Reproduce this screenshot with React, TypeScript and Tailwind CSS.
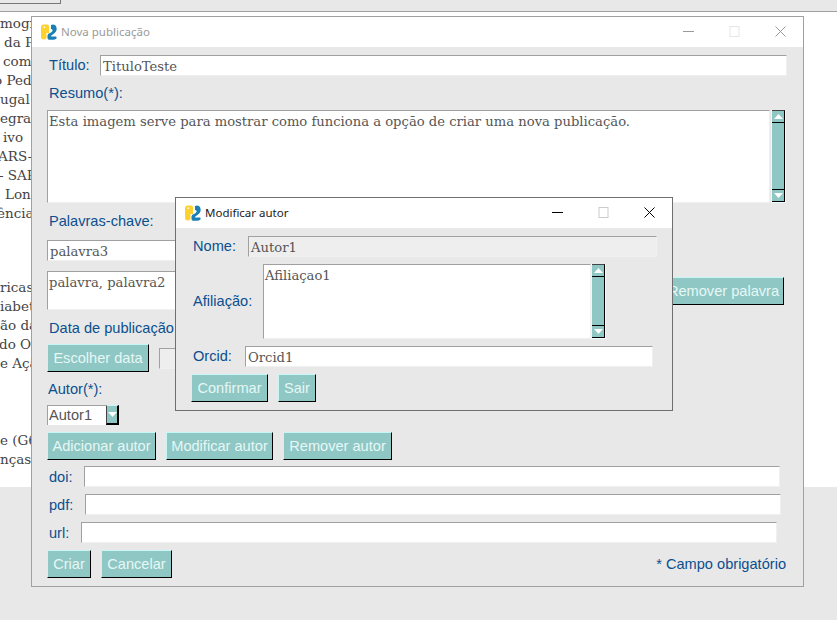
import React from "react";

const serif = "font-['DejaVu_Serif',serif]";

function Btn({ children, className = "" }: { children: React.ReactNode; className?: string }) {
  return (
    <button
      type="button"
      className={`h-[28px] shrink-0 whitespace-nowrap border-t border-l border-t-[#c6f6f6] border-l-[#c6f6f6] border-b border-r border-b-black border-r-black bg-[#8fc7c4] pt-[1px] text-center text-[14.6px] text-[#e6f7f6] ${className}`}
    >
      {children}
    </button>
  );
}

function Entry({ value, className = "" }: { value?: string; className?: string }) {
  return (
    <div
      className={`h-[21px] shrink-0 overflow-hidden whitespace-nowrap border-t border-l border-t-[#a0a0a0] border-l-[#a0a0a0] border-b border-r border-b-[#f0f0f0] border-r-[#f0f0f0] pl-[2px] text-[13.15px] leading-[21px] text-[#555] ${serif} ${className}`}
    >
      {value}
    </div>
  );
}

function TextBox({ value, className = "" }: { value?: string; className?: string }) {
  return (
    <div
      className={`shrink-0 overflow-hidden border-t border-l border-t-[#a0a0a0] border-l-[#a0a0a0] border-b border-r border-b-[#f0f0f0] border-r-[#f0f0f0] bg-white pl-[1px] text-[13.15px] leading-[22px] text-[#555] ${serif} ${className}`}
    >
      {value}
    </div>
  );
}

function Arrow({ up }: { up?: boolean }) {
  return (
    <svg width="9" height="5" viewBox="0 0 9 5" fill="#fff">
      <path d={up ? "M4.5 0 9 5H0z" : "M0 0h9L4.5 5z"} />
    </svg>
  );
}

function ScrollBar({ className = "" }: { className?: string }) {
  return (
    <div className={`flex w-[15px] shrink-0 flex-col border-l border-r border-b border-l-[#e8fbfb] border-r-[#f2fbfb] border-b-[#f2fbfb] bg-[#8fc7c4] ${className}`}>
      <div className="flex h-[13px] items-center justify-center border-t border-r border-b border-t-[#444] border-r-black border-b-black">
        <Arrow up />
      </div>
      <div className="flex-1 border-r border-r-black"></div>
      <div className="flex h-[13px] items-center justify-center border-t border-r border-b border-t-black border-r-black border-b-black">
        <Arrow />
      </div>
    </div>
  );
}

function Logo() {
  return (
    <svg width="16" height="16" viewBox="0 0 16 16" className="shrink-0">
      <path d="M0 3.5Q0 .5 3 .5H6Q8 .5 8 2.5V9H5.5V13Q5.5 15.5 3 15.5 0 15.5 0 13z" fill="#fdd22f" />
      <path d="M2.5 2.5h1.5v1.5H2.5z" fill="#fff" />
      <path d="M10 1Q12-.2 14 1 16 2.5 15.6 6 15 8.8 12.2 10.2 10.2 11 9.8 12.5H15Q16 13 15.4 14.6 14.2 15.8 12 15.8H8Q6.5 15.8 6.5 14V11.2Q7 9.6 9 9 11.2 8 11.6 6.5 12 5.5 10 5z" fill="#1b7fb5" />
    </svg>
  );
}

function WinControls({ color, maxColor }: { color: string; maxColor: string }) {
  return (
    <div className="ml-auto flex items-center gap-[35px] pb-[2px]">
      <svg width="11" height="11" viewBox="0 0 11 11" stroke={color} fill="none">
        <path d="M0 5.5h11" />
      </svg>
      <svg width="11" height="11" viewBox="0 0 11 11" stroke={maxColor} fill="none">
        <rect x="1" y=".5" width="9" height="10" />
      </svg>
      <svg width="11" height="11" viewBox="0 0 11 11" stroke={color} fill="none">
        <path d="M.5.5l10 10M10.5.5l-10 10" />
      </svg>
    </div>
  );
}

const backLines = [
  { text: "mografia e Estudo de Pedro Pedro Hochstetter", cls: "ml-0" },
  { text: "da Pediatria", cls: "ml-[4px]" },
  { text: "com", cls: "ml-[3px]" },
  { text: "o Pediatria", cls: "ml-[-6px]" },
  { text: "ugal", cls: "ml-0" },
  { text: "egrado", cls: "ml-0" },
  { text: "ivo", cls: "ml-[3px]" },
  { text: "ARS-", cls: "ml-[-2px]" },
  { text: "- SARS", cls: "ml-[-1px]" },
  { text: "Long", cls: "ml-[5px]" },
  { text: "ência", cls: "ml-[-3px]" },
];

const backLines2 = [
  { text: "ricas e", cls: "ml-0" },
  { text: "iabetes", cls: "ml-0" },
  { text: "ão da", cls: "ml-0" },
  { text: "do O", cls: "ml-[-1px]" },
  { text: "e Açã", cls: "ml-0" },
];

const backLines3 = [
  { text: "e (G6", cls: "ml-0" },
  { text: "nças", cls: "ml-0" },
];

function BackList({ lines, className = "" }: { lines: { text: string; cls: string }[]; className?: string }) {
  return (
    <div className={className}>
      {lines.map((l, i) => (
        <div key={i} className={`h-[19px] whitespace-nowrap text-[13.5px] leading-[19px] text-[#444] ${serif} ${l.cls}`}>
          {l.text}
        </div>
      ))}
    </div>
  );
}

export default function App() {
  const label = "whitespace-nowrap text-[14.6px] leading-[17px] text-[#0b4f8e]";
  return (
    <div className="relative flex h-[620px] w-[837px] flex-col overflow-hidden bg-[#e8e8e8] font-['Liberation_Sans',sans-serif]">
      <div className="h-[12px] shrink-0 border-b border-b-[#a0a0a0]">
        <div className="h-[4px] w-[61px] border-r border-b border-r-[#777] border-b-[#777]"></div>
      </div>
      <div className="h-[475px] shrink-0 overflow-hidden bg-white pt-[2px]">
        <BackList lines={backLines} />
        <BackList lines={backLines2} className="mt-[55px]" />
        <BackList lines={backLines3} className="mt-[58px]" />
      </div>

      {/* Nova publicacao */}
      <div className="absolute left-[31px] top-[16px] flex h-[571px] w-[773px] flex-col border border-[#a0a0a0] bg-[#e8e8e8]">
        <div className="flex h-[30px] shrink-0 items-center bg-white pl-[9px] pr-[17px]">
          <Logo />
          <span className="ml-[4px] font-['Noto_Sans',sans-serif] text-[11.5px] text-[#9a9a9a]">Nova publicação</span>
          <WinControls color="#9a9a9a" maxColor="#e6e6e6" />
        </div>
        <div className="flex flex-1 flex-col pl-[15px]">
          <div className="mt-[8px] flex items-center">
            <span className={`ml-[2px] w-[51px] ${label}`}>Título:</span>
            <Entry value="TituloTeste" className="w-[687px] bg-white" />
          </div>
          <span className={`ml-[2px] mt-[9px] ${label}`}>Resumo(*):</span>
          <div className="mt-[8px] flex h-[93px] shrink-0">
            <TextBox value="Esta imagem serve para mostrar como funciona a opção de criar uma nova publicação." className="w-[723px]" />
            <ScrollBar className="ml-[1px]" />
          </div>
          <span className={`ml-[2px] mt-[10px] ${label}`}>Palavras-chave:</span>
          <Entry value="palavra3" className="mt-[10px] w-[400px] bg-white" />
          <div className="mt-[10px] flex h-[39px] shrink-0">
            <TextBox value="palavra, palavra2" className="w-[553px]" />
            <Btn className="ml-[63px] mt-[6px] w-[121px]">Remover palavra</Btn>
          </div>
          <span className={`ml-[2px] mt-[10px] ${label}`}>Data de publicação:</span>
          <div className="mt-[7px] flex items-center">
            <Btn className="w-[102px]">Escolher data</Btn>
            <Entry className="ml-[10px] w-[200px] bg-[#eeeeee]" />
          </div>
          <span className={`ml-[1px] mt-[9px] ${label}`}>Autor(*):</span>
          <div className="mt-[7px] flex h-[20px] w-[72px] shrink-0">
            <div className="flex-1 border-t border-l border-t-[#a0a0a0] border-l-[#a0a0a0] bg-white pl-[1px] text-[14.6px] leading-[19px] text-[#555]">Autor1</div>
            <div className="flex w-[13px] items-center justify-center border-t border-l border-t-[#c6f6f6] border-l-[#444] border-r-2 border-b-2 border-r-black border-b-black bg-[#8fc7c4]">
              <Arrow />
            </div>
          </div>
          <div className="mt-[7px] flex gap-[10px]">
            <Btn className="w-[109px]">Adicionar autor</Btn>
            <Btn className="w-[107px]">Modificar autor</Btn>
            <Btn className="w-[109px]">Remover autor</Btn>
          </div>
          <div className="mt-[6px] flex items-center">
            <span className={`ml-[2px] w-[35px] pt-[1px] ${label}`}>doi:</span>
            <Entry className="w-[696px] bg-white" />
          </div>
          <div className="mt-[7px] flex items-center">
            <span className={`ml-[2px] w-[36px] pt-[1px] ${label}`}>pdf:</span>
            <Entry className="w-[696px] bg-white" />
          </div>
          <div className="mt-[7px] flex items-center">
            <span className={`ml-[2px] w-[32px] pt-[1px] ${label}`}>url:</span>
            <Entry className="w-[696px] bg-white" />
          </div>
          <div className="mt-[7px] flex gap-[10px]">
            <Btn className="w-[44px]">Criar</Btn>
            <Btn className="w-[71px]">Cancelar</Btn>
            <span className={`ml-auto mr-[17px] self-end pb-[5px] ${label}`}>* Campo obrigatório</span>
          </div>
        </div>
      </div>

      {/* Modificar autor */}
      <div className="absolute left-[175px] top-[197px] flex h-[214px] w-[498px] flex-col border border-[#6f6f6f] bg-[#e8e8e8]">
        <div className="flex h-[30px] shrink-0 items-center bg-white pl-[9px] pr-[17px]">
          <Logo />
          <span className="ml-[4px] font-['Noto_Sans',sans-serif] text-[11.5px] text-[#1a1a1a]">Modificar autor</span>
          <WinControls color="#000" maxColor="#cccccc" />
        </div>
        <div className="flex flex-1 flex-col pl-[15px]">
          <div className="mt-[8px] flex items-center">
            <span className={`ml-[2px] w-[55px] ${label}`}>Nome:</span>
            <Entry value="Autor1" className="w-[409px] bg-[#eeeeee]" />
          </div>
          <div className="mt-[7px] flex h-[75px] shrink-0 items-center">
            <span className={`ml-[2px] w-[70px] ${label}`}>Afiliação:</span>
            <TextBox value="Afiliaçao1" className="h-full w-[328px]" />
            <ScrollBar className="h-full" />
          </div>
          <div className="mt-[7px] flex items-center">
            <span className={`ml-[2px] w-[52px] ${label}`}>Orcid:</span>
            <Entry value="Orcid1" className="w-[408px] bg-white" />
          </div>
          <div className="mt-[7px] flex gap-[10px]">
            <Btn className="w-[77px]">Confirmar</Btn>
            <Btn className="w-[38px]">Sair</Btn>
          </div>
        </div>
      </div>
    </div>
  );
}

------------------------

TASK GOAL:
Collect the lines that hold "React".

EXERCISE SOLUTION:
Reproduce this screenshot with React, TypeScript and Tailwind CSS.
import React from "react";
function Btn({ children, className = "" }: { children: React.ReactNode; className?: string }) {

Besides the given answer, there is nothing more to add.